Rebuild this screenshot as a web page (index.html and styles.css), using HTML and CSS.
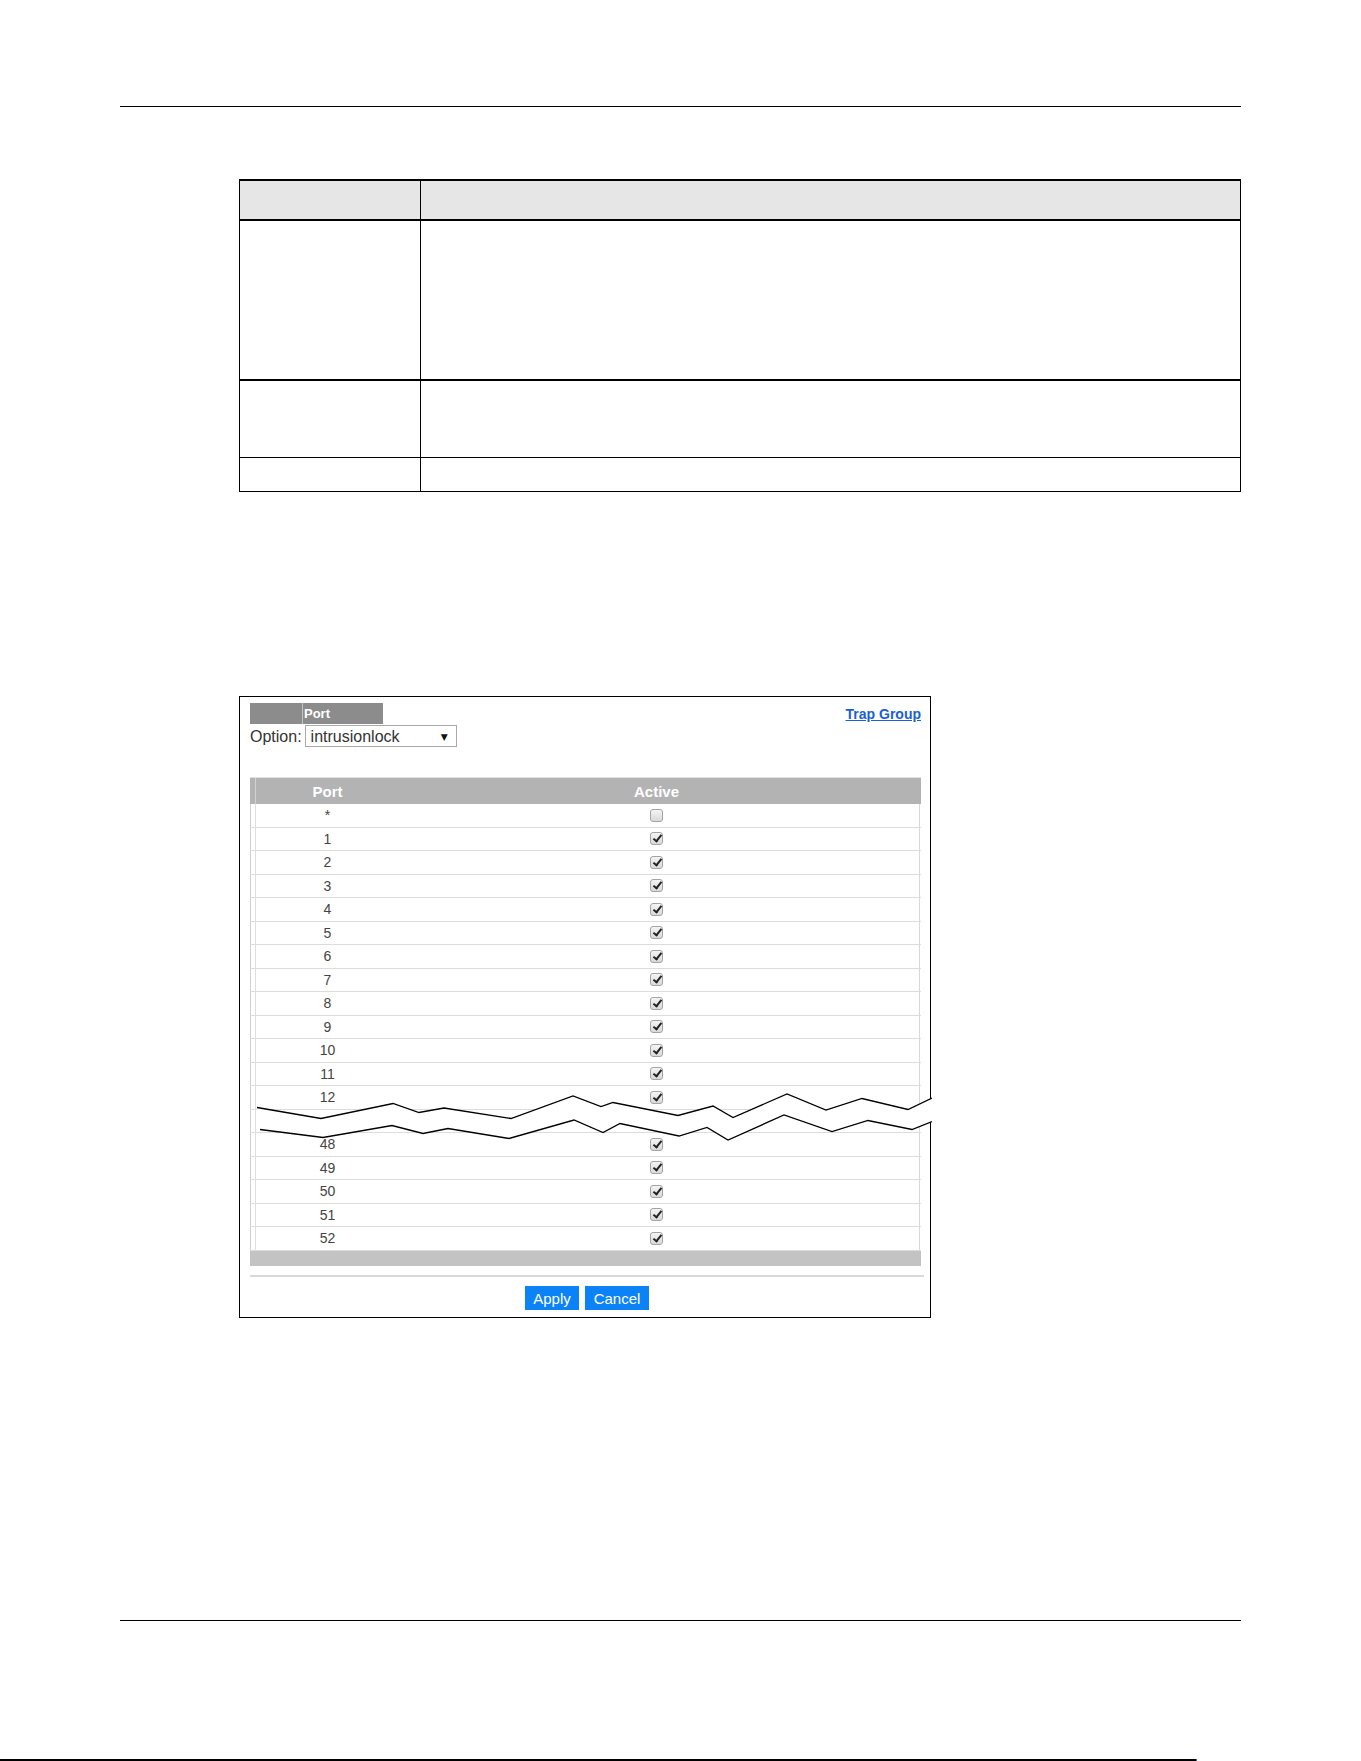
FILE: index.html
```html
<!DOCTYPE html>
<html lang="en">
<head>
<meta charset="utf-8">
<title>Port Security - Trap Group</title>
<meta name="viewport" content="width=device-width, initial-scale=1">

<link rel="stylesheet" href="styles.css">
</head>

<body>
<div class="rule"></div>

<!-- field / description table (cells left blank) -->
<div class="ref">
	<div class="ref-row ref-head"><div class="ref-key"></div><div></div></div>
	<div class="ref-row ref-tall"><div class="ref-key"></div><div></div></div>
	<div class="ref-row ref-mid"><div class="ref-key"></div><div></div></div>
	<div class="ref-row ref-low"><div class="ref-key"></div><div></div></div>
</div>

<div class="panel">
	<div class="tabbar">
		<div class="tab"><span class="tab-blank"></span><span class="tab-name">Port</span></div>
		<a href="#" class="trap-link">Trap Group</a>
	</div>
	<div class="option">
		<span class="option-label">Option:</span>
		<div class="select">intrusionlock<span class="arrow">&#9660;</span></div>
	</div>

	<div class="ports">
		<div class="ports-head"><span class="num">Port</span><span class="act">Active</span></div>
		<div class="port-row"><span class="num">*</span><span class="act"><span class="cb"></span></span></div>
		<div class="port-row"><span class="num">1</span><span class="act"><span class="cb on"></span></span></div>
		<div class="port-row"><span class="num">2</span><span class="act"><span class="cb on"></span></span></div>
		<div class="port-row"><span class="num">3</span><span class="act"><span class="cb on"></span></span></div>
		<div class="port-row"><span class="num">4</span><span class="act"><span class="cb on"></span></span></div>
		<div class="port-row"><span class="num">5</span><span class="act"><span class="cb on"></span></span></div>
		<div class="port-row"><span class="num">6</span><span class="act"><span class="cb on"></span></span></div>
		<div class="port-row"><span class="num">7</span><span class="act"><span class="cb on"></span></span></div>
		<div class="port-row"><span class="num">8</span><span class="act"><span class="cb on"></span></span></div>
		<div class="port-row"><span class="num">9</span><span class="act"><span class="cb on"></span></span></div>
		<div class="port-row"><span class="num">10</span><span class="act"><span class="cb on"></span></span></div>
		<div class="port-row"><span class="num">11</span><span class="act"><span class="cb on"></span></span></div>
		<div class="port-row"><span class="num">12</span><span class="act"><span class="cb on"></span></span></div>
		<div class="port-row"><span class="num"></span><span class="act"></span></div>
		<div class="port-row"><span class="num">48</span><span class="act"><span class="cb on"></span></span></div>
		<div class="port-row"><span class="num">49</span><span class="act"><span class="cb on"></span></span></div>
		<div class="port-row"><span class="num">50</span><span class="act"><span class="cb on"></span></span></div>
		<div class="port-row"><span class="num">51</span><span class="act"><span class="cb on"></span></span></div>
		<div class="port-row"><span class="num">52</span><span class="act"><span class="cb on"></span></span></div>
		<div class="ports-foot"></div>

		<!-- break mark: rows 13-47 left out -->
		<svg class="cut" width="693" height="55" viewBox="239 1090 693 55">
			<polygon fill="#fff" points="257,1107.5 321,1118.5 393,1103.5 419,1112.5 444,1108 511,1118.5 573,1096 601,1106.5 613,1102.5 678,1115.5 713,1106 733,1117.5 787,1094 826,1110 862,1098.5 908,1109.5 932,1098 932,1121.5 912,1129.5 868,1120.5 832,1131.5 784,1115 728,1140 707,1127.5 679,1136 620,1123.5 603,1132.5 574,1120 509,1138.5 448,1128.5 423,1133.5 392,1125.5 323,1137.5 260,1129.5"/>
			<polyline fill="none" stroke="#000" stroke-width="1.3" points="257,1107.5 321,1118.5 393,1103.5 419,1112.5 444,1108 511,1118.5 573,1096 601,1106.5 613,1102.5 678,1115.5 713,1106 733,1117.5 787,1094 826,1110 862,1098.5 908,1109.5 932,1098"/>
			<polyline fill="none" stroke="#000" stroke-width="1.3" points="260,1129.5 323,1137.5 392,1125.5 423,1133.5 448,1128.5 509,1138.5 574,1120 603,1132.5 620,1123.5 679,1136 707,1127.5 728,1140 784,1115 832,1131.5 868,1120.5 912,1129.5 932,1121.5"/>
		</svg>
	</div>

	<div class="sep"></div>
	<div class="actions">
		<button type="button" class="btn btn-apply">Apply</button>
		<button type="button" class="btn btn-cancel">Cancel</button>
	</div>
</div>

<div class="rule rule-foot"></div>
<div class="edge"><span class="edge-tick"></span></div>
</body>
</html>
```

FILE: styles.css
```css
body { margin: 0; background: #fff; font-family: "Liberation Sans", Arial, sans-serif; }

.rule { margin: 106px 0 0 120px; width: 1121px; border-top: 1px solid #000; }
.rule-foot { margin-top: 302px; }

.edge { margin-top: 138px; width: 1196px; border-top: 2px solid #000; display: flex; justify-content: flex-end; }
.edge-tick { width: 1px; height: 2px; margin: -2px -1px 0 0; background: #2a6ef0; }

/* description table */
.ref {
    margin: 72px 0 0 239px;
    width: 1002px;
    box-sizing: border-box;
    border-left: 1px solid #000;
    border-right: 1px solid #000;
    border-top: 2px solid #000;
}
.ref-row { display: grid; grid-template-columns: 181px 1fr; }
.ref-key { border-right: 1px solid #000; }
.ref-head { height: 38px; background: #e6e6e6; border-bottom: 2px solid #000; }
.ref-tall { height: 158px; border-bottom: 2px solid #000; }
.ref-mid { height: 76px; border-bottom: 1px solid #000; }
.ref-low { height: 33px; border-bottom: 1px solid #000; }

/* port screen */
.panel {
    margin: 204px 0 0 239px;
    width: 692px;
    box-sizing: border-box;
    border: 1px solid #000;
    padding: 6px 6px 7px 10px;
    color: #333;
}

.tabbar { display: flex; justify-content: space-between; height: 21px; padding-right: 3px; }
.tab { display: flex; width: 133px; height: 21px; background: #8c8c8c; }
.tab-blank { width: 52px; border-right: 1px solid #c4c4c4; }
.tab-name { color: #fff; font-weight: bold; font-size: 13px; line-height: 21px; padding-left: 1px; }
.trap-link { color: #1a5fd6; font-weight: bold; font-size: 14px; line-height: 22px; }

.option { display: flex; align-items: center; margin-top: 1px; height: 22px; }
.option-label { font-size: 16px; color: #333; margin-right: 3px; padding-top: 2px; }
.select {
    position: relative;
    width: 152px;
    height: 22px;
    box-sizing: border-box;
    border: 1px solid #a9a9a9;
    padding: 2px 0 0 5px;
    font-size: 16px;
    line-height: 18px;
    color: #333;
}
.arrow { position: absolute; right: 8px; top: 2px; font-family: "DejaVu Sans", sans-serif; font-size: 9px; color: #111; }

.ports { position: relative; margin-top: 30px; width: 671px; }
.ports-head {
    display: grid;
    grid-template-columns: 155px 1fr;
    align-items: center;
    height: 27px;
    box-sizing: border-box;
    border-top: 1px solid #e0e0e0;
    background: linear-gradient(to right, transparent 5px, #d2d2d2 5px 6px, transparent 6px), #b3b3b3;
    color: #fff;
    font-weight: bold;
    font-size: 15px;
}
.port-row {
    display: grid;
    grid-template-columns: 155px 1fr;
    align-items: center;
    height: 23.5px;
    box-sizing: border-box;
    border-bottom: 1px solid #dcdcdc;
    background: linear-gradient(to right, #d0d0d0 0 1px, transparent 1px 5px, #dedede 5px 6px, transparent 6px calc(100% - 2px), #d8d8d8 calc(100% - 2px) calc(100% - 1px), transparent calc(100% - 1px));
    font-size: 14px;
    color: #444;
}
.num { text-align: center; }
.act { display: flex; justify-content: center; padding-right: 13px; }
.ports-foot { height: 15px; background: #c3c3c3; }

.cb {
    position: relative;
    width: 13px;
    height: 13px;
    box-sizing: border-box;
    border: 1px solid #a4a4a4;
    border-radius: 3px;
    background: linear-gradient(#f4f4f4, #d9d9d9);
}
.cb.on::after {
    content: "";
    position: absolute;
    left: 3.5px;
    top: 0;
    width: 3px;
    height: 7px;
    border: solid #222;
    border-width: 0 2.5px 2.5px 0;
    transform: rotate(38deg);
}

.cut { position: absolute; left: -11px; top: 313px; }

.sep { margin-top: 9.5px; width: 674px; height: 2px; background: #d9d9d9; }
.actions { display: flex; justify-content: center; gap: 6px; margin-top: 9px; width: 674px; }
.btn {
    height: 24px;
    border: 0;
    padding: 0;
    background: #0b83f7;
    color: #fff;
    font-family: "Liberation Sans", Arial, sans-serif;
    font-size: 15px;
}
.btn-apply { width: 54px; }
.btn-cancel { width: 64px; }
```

* Work to do:
Provide the count, and nothing else, of lines in the data above where the word "index" occurs.

* Exercise output:
2